Wellington water amalgamation proposal backed

A proposed major amalgamation of the Wellington region’s water, stormwater and wastewater operations is a step closer.

Unanimous endorsement of the proposal for Greater Wellington Regional to join Capacity Infrastructure Services (the water company run by four local councils) was given by the Wellington City Council’s Governance, Finance and Planning Committee today. It will be considered by the other councils over the coming weeks.

Wellington’s Acting Mayor, and the committee’s Chair, Justin Lester, describes today’s vote as “a further step towards real regional cooperation – something that will be good for all Wellingtonians”.

“If this proposal is approved, Wellington’s water customers will deal with one entity from source to tap, allowing for significant cost savings over time and better environmental management.

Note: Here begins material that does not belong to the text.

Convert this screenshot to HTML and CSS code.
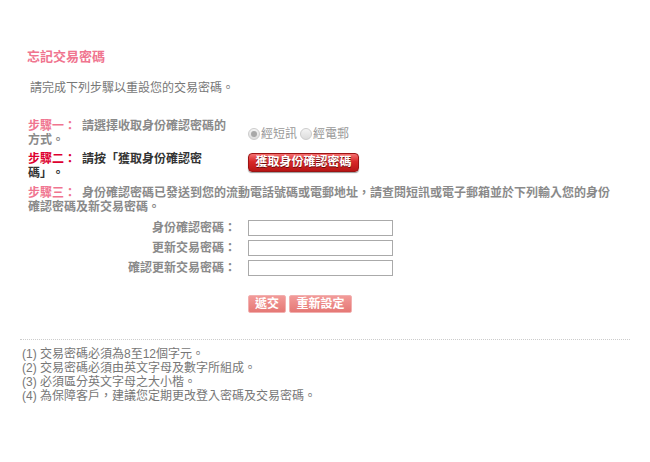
FILE: index.html
```html
<!DOCTYPE html>
<html lang="zh-Hant">

<head>
    <meta charset="UTF-8">
    <meta name="viewport" content="width=device-width, initial-scale=1.0">
    <title>忘記交易密碼</title>
    <link rel="stylesheet" href="styles.css">
</head>

<body>
    <main class="page">
        <div class="main">
            <h2 class="title">忘記交易密碼</h2>
            <p class="intro">請完成下列步驟以重設您的交易密碼。</p>

            <div class="step-row step-one">
                <div class="step-text"><span class="label">步驟一：</span>請選擇收取身份確認密碼的方式。</div>
                <div class="radios">
                    <label><input type="radio" name="way" checked>經短訊</label>
                    <label><input type="radio" name="way">經電郵</label>
                </div>
            </div>

            <div class="step-row step-two">
                <div class="step-text"><span class="label">步驟二：</span>請按「獲取身份確認密碼」。</div>
                <div><button class="btn-get">獲取身份確認密碼</button></div>
            </div>

            <div class="step-three"><span class="label">步驟三：</span>身份確認密碼已發送到您的流動電話號碼或電郵地址，請查閱短訊或電子郵箱並於下列輸入您的身份<br>確認密碼及新交易密碼。</div>

            <div class="form">
                <label class="form-label">身份確認密碼：</label>
                <input class="ipt" type="password">
                <label class="form-label">更新交易密碼：</label>
                <input class="ipt" type="password">
                <label class="form-label">確認更新交易密碼：</label>
                <input class="ipt" type="password">
            </div>

            <div class="actions">
                <button class="btn-pink">遞交</button>
                <button class="btn-pink">重新設定</button>
            </div>
        </div>

        <ul class="notes">
            <li>(1) 交易密碼必須為8至12個字元。</li>
            <li>(2) 交易密碼必須由英文字母及數字所組成。</li>
            <li>(3) 必須區分英文字母之大小楷。</li>
            <li>(4) 為保障客戶，建議您定期更改登入密碼及交易密碼。</li>
        </ul>
    </main>
</body>

</html>
```

FILE: styles.css
```css
* {
    margin: 0;
    padding: 0;
    box-sizing: border-box;
    list-style: none;
}

html,
body {
    width: 100%;
    height: 100%;
    background-color: #ffffff;
}

body {
    font-family: "Liberation Sans", "Noto Sans CJK TC", sans-serif;
    font-size: 12px;
    line-height: 14px;
    color: #666;
    text-spacing-trim: space-all;
}

.page {
    padding: 50px 20px 0 20px;
}

.main {
    padding: 0 4px 0 8px;
}

.title {
    font-size: 13px;
    font-weight: bold;
    color: #f07590;
    margin-left: -1px;
}

.intro {
    margin: 17px 0 0 2px;
    color: #777;
}

.step-row {
    display: grid;
    grid-template-columns: 206px 1fr;
    column-gap: 14px;
    margin-top: 5px;
}

.step-one {
    margin-top: 24px;
}

.step-text,
.step-three {
    font-weight: bold;
    color: #8a8a8a;
}

.label {
    color: #f07590;
    margin-right: 6px;
}

.step-two .step-text {
    color: #333;
}

.step-two .label {
    color: #dd0030;
}

.radios {
    display: flex;
    gap: 3px;
    color: #999;
    padding-top: 1px;
}

.radios label {
    display: flex;
    align-items: center;
}

.radios input {
    appearance: none;
    width: 12px;
    height: 12px;
    border-radius: 50%;
    border: 1px solid #ccc;
    background: linear-gradient(#f4f4f4, #dcdcdc);
    margin-right: 1px;
    position: relative;
}

.radios input:checked::after {
    content: '';
    position: absolute;
    left: 2px;
    top: 2px;
    width: 6px;
    height: 6px;
    border-radius: 50%;
    background-color: #a8a8a8;
}

.btn-get {
    width: 111px;
    height: 19px;
    margin-top: 1px;
    border: 1px solid #9c1414;
    border-radius: 4px;
    background: linear-gradient(#f47070 0%, #d82828 45%, #b81616 100%);
    color: #fff;
    font-family: inherit;
    font-size: 12px;
    font-weight: bold;
    line-height: 15px;
    text-shadow: 0 1px 0 #6a0808;
    box-shadow: 0 1px 1px #999;
    cursor: pointer;
}

.step-three {
    margin-top: 6px;
}

.form {
    display: grid;
    grid-template-columns: 208px 145px;
    column-gap: 12px;
    row-gap: 4px;
    margin-top: 6px;
}

.form-label {
    text-align: right;
    font-weight: bold;
    color: #8a8a8a;
    line-height: 16px;
}

.ipt {
    height: 16px;
    width: 145px;
    border: 1px solid #aaa;
    outline: none;
}

.actions {
    display: flex;
    gap: 3px;
    margin: 19px 0 0 220px;
}

.btn-pink {
    height: 18px;
    padding: 0 5px;
    border: 1px solid #f2b0b0;
    border-radius: 2px;
    background: linear-gradient(#f29a98, #e57875);
    color: #fff;
    font-family: inherit;
    font-size: 12px;
    font-weight: bold;
    line-height: 16px;
    cursor: pointer;
}

.btn-pink:first-child {
    width: 38px;
}

.btn-pink:last-child {
    width: 63px;
}

.notes {
    margin-top: 26px;
    padding: 7px 0 0 2px;
    border-top: 1px dotted #ccc;
    color: #777;
}
```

“Most of the water we drink in central Wellington is pumped almost 50 kilometres from Upper Hutt. Wastewater from Churton Park and Tawa is treated at Titahi Bay in Porirua. In other words, local boundaries are relatively meaningless when it comes to water,” says Cr Lester.

Greater Wellington Regional Council is currently responsible for the bulk supply and treatment of water to Upper Hutt, Hutt City, Porirua and Wellington. The councils in the four cities are currently responsible (via Capacity) for the local distribution of the water – and also for dealing with wastewater and stormwater.

Capacity was established in 2003 by the Wellington and Hutt City councils as a means of cutting costs and improving efficiency in the area of water infrastructure. In recent years Porirua and Upper Hutt have also signed up to Capacity as shareholding councils.

Cr Iona Pannett, chair of the Environment Committee that oversees water issues, says that if the proposal for Greater Wellington Regional Council to join Capacity is approved, the organisation would be overseen by a joint oversight committee of elected members – one each from the five participating councils.

“The public should be reassured that water will remain in public hands. The shareholder councils would also continue to retain ownership of their water assets and infrastructure and continue to make funding and policy decisions.

“This proposed amalgamation fits with the Wellington Regional Mayoral Forum's commitment to encouraging more collaboration and shared services between local authorities,” she says.

The meeting also approved a proposal that Capacity be renamed ‘Wellington Public Water Services Ltd’ or similar. Cr Lester says the name ‘Capacity’ has not caught on with the Wellington public. “It’s a vague and confusing title.”

He adds that the proposed new name also sends a strong message to any people concerned that the reorganisation is a step towards the privatisation of water in the region that it is not on the agenda.